‘Corruption allegations about USAID funding in SA unfounded’


3 minutes

Director of the Ezintsha Research Centre and HIV Clinician, Francois Venter, says accusations of corruption in United States Agency for International Development (USAID) funding programmes in the country are unfounded.

Earlier this week, Health Minister Dr Aaron Motsoaledi announced that government enlisted auditing firm, Deloitte and Touche, to investigate the administration of USAID.

Last month, US President Donald Trump halted funding for 90 days pending a review of the programmes. 

“I don’t know where this accusation comes from. Firstly, my organisation does not receive this funding, but I watch from a distance and for instance in central Johannesburg where we operate, services have completely collapsed which were supported by USAID. So, when they talk about efficiencies, it doesn’t get less efficient than having a service completely collapse. So, when the minister says there’s corruption, I find it difficult to believe. The US government is so paranoid about corruption that they audit everything again and again. This is the first time I’ve ever heard even a whisper about corruption,” says Venter. 

Consequences of the ban 

Meanwhile, Universities South Africa (USAf) has called on their American research partners to lobby against the ban of foreign aid to critical research.

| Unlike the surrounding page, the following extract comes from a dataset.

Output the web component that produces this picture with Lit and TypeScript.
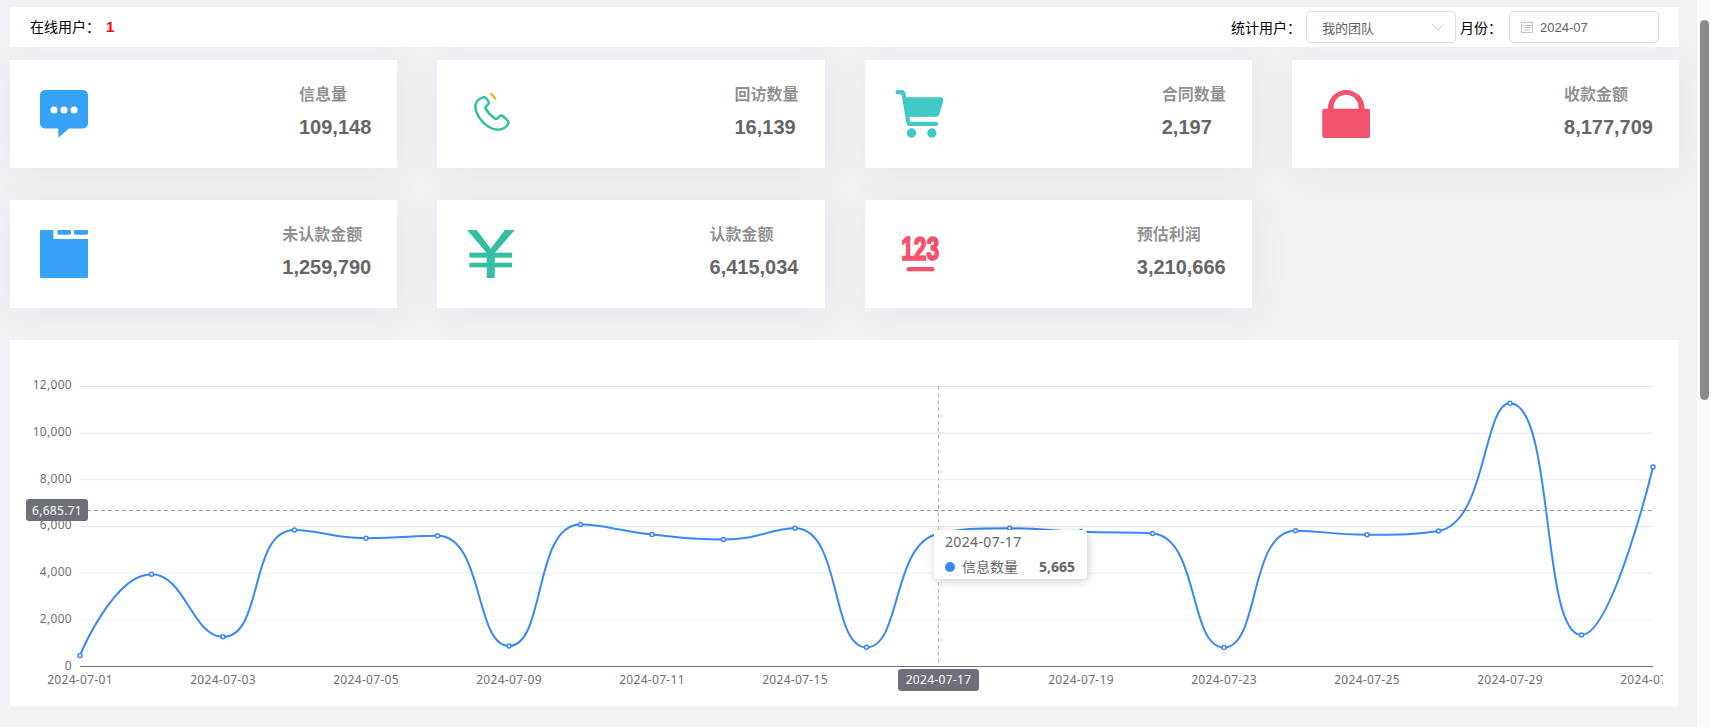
import { LitElement, html, css, svg } from "lit";
import { customElement } from "lit/decorators.js";

const DATA = [450, 3930, 1250, 5830, 5480, 5580, 860, 6060, 5640, 5420, 5900, 800, 5665, 5900, 5750, 5680, 790, 5800, 5630, 5790, 11260, 1330, 8530];
const LABELS: [number, string][] = [
  [0, "2024-07-01"], [2, "2024-07-03"], [4, "2024-07-05"], [6, "2024-07-09"], [8, "2024-07-11"], [10, "2024-07-15"],
  [14, "2024-07-19"], [16, "2024-07-23"], [18, "2024-07-25"], [20, "2024-07-29"], [22, "2024-07-31"],
];
const X0 = 54, DX = 71.5, Y0 = 310, PER = 280 / 12000;
const px = (i: number) => X0 + i * DX;
const py = (v: number) => Y0 - v * PER;

function smoothPath(pts: [number, number][], smooth = 0.5): string {
  let d = `M${pts[0][0]} ${pts[0][1]}`;
  let cpx = pts[0][0], cpy = pts[0][1];
  for (let i = 1; i < pts.length; i++) {
    const [x, y] = pts[i];
    const [prevX, prevY] = pts[i - 1];
    let n0x = x, n0y = y, n1x = x, n1y = y;
    if (i + 1 < pts.length) {
      const [nextX, nextY] = pts[i + 1];
      let vx = nextX - prevX, vy = nextY - prevY;
      const lenPrev = Math.hypot(x - prevX, y - prevY);
      const lenNext = Math.hypot(nextX - x, nextY - y);
      const r = lenNext / (lenNext + lenPrev);
      n1x = x + vx * smooth * r;
      n1y = y + vy * smooth * r;
      n1x = Math.max(Math.min(n1x, Math.max(nextX, x)), Math.min(nextX, x));
      n1y = Math.max(Math.min(n1y, Math.max(nextY, y)), Math.min(nextY, y));
      vx = n1x - x; vy = n1y - y;
      n0x = x - (vx * lenPrev) / lenNext;
      n0y = y - (vy * lenPrev) / lenNext;
      n0x = Math.max(Math.min(n0x, Math.max(prevX, x)), Math.min(prevX, x));
      n0y = Math.max(Math.min(n0y, Math.max(prevY, y)), Math.min(prevY, y));
      vx = x - n0x; vy = y - n0y;
      n1x = x + (vx * lenNext) / lenPrev;
      n1y = y + (vy * lenNext) / lenPrev;
    }
    d += `C${cpx} ${cpy} ${n0x} ${n0y} ${x} ${y}`;
    cpx = n1x; cpy = n1y;
  }
  return d;
}

const ICONS: Record<string, unknown> = {
  message: html`<svg class="icon" viewBox="0 0 48 48"><path fill="#36a3f7" d="M5 0H43A5 5 0 0 1 48 5V33.5A5 5 0 0 1 43 38.5H29L18.3 47.7V38.5H5A5 5 0 0 1 0 33.5V5A5 5 0 0 1 5 0Z"/><g fill="#fff"><circle cx="14" cy="20" r="3.5"/><circle cx="24" cy="20" r="3.5"/><circle cx="34" cy="20" r="3.5"/></g></svg>`,
  phone: html`<svg class="icon" viewBox="111.75 150 144 144"><path fill="none" stroke="#34bfa3" stroke-width="7.5" stroke-linejoin="round" d="M160 172Q165 170 169 175L176 184Q179 189 174 194L168 200Q166 203 168 207Q178 224 196 236Q200 238 203 235L209 229Q214 225 219 228L233 241Q238 246 235 252Q226 268 205 269Q172 268 148 232Q134 210 138 192Q142 178 160 172Z"/><path fill="none" stroke="#ffa500" stroke-width="6" d="M182 160Q192 167 198 178"/></svg>`,
  cart: html`<svg class="icon" viewBox="103.5 150 144 144"><g fill="#40c9c6"><path d="M105 157Q105 150 113 150H124Q133 150 135 160L137 172H242Q251 172 249 182L236 224Q235 229 229 230L147 231L148 245H226Q233 245 233 251Q233 258 226 258H147Q139 258 138 250L124 168Q123 163 118 163H112Q105 163 105 157Z"/><circle cx="153" cy="279" r="14"/><circle cx="214" cy="279" r="14"/></g></svg>`,
  lock: html`<svg class="icon" viewBox="365.25 270 144 144"><g fill="#f4516c"><path fill-rule="evenodd" d="M383 330V325A55 55 0 0 1 493 325V330ZM400 328H475V322A37.5 37.5 0 0 0 400 322Z"/><rect x="366" y="326" width="144" height="88" rx="8"/></g></svg>`,
  folder: html`<svg class="icon" viewBox="120 120 144 144"><g fill="#36a3f7"><path d="M123 120H160V147H264V261Q264 264 261 264H123Q120 264 120 261V123Q120 120 123 120Z"/><rect x="172" y="120" width="41" height="14" rx="4"/><rect x="222" y="120" width="42" height="14" rx="4"/></g></svg>`,
  yen: html`<svg class="icon" viewBox="111.75 120 144 144"><g fill="#34bfa3"><path d="M112 120H141L183 176L225 120H255L195 189H171Z"/><rect x="119" y="188" width="128" height="15"/><rect x="119" y="218" width="128" height="14"/><rect x="171" y="180" width="24" height="84"/></g></svg>`,
  num: html`<svg class="icon" viewBox="103.5 120 144 144"><text class="num-glyph" x="122" y="211" textLength="114" lengthAdjust="spacingAndGlyphs">123</text><rect x="138" y="231" width="84" height="13" rx="6.5" fill="#f4516c"/></svg>`,
};

const CARDS = [
  ["message", "信息量", "109,148"],
  ["phone", "回访数量", "16,139"],
  ["cart", "合同数量", "2,197"],
  ["lock", "收款金额", "8,177,709"],
  ["folder", "未认款金额", "1,259,790"],
  ["yen", "认款金额", "6,415,034"],
  ["num", "预估利润", "3,210,666"],
];

@customElement("app-root")
export class AppRoot extends LitElement {
  static styles = css`
    :host { display: flex; height: 727px; overflow: hidden; font-family: "Liberation Sans", "Noto Sans CJK SC", sans-serif; font-size: 14px; }
    .main { flex: 1; min-width: 0; background: #f0f2f5; padding: 7px 18px 0 10px; overflow: hidden; }
    .rail { width: 14px; background: #fafafa; padding: 20px 2px 0 3px; box-sizing: border-box; flex: none; }
    .thumb { height: 380px; background: #8a8a8a; border-radius: 5px; }
    .toolbar { height: 40px; background: #fff; display: flex; align-items: center; justify-content: space-between; padding: 0 20px; color: #000; }
    .online { margin-top: -2px; }
    .online b { color: #f00; font-size: 15px; margin-left: 2px; }
    .filters { display: flex; align-items: center; }
    .filter-label { margin-top: -1px; }
    .input { width: 150px; height: 32px; box-sizing: border-box; border: 1px solid #dcdfe6; border-radius: 4px; display: flex; align-items: center; font-size: 13px; color: #606266; background: #fff; }
    .select { padding: 0 11px 0 15px; justify-content: space-between; margin: 0 4px 0 5px; }
    .date { padding-left: 11px; gap: 7px; margin-left: 7px; }
    .grid { display: grid; grid-template-columns: repeat(4, 1fr); column-gap: 40px; row-gap: 32px; margin-top: 13px; }
    .card { height: 108px; background: #fff; color: #666; box-shadow: 4px 4px 40px rgba(0, 0, 0, 0.05); display: flex; justify-content: space-between; padding: 30px 26px 0 30px; box-sizing: border-box; }
    .icon { width: 48px; height: 48px; display: block; flex: none; }
    .num-glyph { fill: #f4516c; stroke: #f4516c; stroke-width: 5px; font-family: "Liberation Sans", sans-serif; font-weight: 700; font-size: 98px; }
    .desc { font-weight: 700; }
    .label { font-size: 16px; line-height: 18px; color: rgba(0, 0, 0, 0.45); margin-bottom: 12px; font-weight: 700; margin-top: -4px; }
    .value { font-size: 20px; line-height: 23px; }
    .panel { background: #fff; margin-top: 32px; padding: 16px 16px 0; }
    .chart { position: relative; height: 350px; overflow: hidden; }
    .chart > svg { display: block; width: 1637px; height: 350px; }
    .axis { font-family: "Noto Sans", "Liberation Sans", sans-serif; font-size: 12px; letter-spacing: 0.3px; fill: #6e7079; }
    .axis-on { fill: #fff; }
    .tip { position: absolute; left: 908px; top: 174px; width: 153px; height: 49px; box-sizing: border-box; background: #fff; border-radius: 4px; box-shadow: 1px 2px 10px rgba(0, 0, 0, 0.2); padding: 2px 12px 0 11px; color: #666; font-family: "Noto Sans", "Noto Sans CJK SC", sans-serif; font-size: 14px; }
    .tip-title { line-height: 20px; letter-spacing: 0.35px; }
    .tip-row { display: flex; align-items: center; margin-top: 5px; line-height: 20px; }
    .dot { width: 10px; height: 10px; border-radius: 50%; background: #3888fa; margin-right: 7px; }
    .tip-val { margin-left: auto; font-weight: 700; }
  `;

  render() {
    const pts = DATA.map((v, i) => [px(i), py(v)] as [number, number]);
    const gridColors = ["#f2f4f9", "#e9edf6", "#e0e6f1", "#e0e6f1", "#e0e6f1", "#e0e6f1"];
    return html`
      <div class="main">
        <div class="toolbar">
          <div class="online">在线用户： <b>1</b></div>
          <div class="filters">
            <span class="filter-label">统计用户：</span>
            <div class="input select">
              <span>我的团队</span>
              <svg width="12" height="7" viewBox="0 0 12 7"><path d="M.5.5L6 6L11.5.5" fill="none" stroke="#c0c4cc"/></svg>
            </div>
            <span class="filter-label">月份：</span>
            <div class="input date">
              <svg width="12" height="12" viewBox="0 0 12 12" fill="none" stroke="#c0c4cc"><rect x=".5" y="1.5" width="11" height="10"/><path d="M.5 4.5H11.5M3 0V2M9 0V2M2.5 6.5H9.5M2.5 9H9.5"/></svg>
              <span>2024-07</span>
            </div>
          </div>
        </div>
        <div class="grid">
          ${CARDS.map(([ic, label, value]) => html`
            <div class="card">
              ${ICONS[ic]}
              <div class="desc">
                <div class="label">${label}</div>
                <div class="value">${value}</div>
              </div>
            </div>`)}
        </div>
        <div class="panel">
          <div class="chart">
            <svg viewBox="0 0 1637 350">
              ${gridColors.map((c, i) => svg`<line x1="54" x2="1627" y1=${Y0 - (i + 1) * 46.667 + 0.5} y2=${Y0 - (i + 1) * 46.667 + 0.5} stroke=${c}/>`)}
              <line x1="54" x2="1627" y1="310.5" y2="310.5" stroke="#6e7079"/>
              ${[0, 1, 2, 3, 4, 5, 6].map((i) => svg`<text class="axis" text-anchor="end" x="46" y=${Y0 - i * 46.667 + 3.5}>${(i * 2000).toLocaleString("en-US")}</text>`)}
              ${LABELS.map(([i, t]) => svg`<text class="axis" text-anchor="middle" x=${px(i)} y="328">${t}</text>`)}
              <line x1="912.5" x2="912.5" y1="30" y2="310" stroke="#b6bac6" stroke-dasharray="4 3"/>
              <path d=${smoothPath(pts)} fill="none" stroke="#3888fa" stroke-width="2"/>
              ${pts.map(([x, y]) => svg`<circle cx=${x} cy=${y} r="2" fill="#fff" stroke="#3888fa" stroke-width="1.5"/>`)}
              <line x1="54" x2="1627" y1="154.5" y2="154.5" stroke="#999" stroke-dasharray="4 3"/>
              <rect x="0" y="143" width="62" height="22" rx="3" fill="#6e7079"/>
              <text class="axis axis-on" text-anchor="middle" x="31" y="158.5">6,685.71</text>
              <rect x="872" y="313" width="81" height="22" rx="3" fill="#6e7079"/>
              <text class="axis axis-on" text-anchor="middle" x="912.5" y="328">2024-07-17</text>
            </svg>
            <div class="tip">
              <div class="tip-title">2024-07-17</div>
              <div class="tip-row"><span class="dot"></span><span>信息数量</span><span class="tip-val">5,665</span></div>
            </div>
          </div>
        </div>
      </div>
      <div class="rail"><div class="thumb"></div></div>
    `;
  }
}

USAf says the decision to halt international aid will deal a devastating blow to the life-saving work of medical research.

USAf, a body representing 26 public universities says HIV/AIDS and Tuberculosis, are no longer a death sentence due to the research work funded by USAID.

CEO of Universities South Africa, Phethiwe Matutu, says, “We were able to ascertain the causality of the spread of HIV and the type of people we were dealing with. Remember, we had to come up with all types of policies, the circumcision policies where we were trying to get young men circumcised. Those are the results of the research which was done. Young girls and the sugar daddy phenomenon, the results there. People who are sex workers and the spread of HIV coming up with gels to protect them.”

Matutu says research partnerships with the USA allowed for the funding of applied and experimental research as well as the roll-out of treatment.

Meanwhile, Professor Salim Abdool-Karim, Director of the Centre for the AIDS Programme Research in South Africa, says critical HIV/AIDS research programmes relying on donor funds from USAID have already been affected in the country.